Begin PROVIDED DATA

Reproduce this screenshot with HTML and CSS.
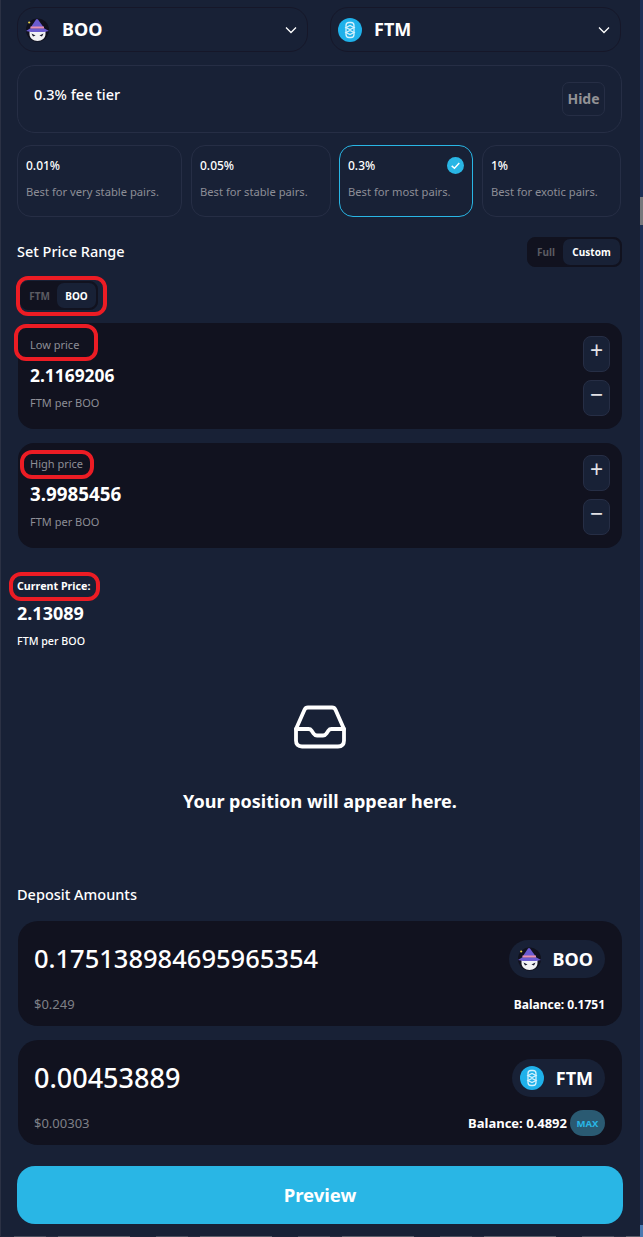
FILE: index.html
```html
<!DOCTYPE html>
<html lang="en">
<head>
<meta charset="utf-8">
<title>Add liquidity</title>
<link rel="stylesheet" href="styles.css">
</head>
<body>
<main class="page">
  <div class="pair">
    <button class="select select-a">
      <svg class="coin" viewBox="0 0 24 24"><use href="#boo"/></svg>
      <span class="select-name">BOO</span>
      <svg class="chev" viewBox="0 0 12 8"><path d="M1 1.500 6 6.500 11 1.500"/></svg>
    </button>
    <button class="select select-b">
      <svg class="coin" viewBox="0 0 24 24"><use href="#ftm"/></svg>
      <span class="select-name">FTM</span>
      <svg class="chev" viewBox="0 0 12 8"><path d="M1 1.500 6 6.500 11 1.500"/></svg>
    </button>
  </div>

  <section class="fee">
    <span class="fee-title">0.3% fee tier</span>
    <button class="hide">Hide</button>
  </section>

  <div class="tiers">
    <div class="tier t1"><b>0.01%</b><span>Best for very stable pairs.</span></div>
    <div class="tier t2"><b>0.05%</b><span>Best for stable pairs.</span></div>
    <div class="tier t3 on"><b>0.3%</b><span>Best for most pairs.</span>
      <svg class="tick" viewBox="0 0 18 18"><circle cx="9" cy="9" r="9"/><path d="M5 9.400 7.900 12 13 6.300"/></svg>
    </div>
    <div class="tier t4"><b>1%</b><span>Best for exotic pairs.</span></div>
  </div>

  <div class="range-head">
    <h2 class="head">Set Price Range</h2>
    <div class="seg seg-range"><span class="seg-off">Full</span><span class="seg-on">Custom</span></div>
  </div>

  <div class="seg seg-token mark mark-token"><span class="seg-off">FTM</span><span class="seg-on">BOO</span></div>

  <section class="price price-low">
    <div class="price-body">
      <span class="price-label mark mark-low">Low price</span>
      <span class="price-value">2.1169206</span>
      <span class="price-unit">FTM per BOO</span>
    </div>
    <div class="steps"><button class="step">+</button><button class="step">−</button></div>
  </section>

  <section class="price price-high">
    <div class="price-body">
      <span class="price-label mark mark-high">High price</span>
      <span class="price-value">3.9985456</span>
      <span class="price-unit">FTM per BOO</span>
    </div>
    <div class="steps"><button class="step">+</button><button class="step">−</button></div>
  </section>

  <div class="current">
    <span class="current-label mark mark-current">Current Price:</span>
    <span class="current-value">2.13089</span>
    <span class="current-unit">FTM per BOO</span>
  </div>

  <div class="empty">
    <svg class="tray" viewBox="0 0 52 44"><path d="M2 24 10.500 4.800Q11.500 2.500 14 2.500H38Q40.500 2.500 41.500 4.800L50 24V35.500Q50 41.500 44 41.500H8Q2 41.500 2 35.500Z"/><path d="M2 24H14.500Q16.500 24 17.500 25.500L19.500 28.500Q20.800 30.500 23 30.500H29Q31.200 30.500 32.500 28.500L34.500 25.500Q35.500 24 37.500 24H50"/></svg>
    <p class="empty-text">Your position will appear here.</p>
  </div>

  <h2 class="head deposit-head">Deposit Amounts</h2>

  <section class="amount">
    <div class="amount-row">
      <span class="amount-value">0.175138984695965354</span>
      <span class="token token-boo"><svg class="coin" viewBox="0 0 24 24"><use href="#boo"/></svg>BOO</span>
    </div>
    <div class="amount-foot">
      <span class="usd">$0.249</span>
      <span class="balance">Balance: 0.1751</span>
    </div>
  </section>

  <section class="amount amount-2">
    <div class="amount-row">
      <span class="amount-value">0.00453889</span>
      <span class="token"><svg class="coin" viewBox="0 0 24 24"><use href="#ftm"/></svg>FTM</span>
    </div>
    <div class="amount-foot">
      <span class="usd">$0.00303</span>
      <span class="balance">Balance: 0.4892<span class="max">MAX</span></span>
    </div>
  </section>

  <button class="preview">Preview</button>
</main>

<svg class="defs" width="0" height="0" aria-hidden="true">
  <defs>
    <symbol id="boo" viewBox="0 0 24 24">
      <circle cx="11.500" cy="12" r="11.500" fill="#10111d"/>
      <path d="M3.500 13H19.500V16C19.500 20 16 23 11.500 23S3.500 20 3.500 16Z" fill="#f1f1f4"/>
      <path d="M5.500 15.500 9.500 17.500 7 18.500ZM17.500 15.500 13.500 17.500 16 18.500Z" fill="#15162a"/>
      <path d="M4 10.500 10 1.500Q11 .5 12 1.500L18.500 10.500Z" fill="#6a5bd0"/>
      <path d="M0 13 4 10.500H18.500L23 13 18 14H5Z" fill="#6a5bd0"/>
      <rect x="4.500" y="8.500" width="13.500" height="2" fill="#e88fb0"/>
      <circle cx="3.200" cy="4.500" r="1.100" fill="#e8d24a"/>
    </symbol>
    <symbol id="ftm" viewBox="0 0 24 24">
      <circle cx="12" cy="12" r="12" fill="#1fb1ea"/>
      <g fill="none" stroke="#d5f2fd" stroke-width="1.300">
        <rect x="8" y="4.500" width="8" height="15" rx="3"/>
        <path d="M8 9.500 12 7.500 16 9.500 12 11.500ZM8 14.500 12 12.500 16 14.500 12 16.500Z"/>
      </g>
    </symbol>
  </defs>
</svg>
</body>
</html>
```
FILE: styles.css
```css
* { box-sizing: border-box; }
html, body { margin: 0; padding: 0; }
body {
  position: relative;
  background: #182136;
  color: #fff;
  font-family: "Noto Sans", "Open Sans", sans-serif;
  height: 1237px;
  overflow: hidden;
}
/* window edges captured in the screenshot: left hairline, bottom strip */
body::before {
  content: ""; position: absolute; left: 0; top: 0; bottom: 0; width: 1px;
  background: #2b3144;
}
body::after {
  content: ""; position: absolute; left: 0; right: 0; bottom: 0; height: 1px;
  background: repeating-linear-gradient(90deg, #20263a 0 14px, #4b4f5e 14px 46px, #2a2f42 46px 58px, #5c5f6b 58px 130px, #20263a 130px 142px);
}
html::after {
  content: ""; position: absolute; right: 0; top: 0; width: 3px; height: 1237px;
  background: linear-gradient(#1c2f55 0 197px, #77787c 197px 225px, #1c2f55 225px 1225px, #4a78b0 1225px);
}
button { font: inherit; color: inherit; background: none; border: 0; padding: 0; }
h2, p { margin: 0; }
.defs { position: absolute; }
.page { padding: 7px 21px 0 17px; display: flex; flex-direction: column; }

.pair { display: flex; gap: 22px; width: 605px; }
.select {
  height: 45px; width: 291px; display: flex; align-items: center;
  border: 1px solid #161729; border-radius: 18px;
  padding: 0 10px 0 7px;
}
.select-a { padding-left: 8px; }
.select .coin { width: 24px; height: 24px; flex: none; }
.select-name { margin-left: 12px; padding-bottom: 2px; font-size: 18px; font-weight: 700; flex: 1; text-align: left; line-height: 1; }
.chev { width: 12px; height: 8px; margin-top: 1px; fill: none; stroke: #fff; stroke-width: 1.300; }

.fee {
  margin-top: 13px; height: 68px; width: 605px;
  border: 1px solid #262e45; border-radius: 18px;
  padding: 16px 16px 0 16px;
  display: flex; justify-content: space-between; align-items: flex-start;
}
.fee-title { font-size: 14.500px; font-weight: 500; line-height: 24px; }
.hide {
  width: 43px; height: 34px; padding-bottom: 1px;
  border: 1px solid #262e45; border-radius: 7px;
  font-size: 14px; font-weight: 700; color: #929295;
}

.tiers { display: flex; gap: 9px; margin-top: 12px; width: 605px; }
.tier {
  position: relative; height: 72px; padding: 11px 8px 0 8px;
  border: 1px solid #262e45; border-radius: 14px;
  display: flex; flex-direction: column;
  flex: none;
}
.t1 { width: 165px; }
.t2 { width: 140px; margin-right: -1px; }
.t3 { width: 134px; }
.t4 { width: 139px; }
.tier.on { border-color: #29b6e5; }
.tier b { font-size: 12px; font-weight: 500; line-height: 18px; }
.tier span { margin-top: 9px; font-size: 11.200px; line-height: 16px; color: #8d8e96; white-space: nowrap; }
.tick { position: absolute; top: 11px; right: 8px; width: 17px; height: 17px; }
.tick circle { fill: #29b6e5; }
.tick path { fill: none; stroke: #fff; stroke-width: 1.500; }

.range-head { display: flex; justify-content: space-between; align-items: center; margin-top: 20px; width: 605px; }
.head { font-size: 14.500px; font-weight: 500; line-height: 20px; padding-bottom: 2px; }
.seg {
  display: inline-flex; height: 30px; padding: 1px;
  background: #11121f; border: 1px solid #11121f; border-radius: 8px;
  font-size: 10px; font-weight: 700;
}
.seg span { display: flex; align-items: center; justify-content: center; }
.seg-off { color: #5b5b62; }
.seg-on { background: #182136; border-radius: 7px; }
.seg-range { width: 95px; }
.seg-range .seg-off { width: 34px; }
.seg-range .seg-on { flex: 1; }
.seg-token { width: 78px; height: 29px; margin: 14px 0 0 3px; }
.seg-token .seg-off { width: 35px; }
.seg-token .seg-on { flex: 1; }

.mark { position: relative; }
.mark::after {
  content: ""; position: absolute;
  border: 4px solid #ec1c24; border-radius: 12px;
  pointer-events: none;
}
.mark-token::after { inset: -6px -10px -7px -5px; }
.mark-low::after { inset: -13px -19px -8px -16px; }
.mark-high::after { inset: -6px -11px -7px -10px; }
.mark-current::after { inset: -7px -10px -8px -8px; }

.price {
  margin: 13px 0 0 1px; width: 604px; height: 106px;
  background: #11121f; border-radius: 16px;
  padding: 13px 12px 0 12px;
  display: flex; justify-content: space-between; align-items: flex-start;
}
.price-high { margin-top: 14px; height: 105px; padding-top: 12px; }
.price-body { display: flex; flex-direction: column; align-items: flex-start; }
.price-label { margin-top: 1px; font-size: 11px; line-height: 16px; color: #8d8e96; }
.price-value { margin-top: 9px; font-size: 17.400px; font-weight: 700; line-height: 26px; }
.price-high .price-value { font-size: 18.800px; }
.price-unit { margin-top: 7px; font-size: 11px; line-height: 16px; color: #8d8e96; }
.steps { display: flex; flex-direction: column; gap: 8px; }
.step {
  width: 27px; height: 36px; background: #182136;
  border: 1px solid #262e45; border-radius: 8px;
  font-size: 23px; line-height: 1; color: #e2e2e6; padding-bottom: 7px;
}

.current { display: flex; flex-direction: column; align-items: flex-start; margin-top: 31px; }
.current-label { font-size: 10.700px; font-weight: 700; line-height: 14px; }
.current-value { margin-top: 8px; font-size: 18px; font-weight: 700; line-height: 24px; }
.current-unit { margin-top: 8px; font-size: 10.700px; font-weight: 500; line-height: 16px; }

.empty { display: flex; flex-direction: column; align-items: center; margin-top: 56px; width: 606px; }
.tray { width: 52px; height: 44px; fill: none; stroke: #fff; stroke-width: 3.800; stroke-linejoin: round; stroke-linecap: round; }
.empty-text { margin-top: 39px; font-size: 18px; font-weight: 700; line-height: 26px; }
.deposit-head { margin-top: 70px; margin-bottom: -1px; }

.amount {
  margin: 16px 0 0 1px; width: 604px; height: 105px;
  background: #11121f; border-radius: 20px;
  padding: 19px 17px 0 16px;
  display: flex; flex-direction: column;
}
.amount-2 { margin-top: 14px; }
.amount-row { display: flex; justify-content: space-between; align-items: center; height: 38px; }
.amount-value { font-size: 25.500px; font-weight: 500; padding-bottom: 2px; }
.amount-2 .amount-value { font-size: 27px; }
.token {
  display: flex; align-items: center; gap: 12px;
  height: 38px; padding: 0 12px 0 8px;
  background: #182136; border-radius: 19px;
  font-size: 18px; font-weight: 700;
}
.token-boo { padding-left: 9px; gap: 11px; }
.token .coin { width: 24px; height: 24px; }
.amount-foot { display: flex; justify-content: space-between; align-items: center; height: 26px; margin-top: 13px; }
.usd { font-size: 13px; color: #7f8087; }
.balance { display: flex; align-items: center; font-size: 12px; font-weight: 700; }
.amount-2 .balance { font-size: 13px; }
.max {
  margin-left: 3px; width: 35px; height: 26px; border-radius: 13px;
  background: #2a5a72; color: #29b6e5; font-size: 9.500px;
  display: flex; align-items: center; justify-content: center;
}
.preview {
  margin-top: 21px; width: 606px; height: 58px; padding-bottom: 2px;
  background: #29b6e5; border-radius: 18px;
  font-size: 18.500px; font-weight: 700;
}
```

End PROVIDED DATA

REQUIRED TASK → Each line above that includes "screenshot" counts once; state the total and nothing more.

FINISHED TASK → 2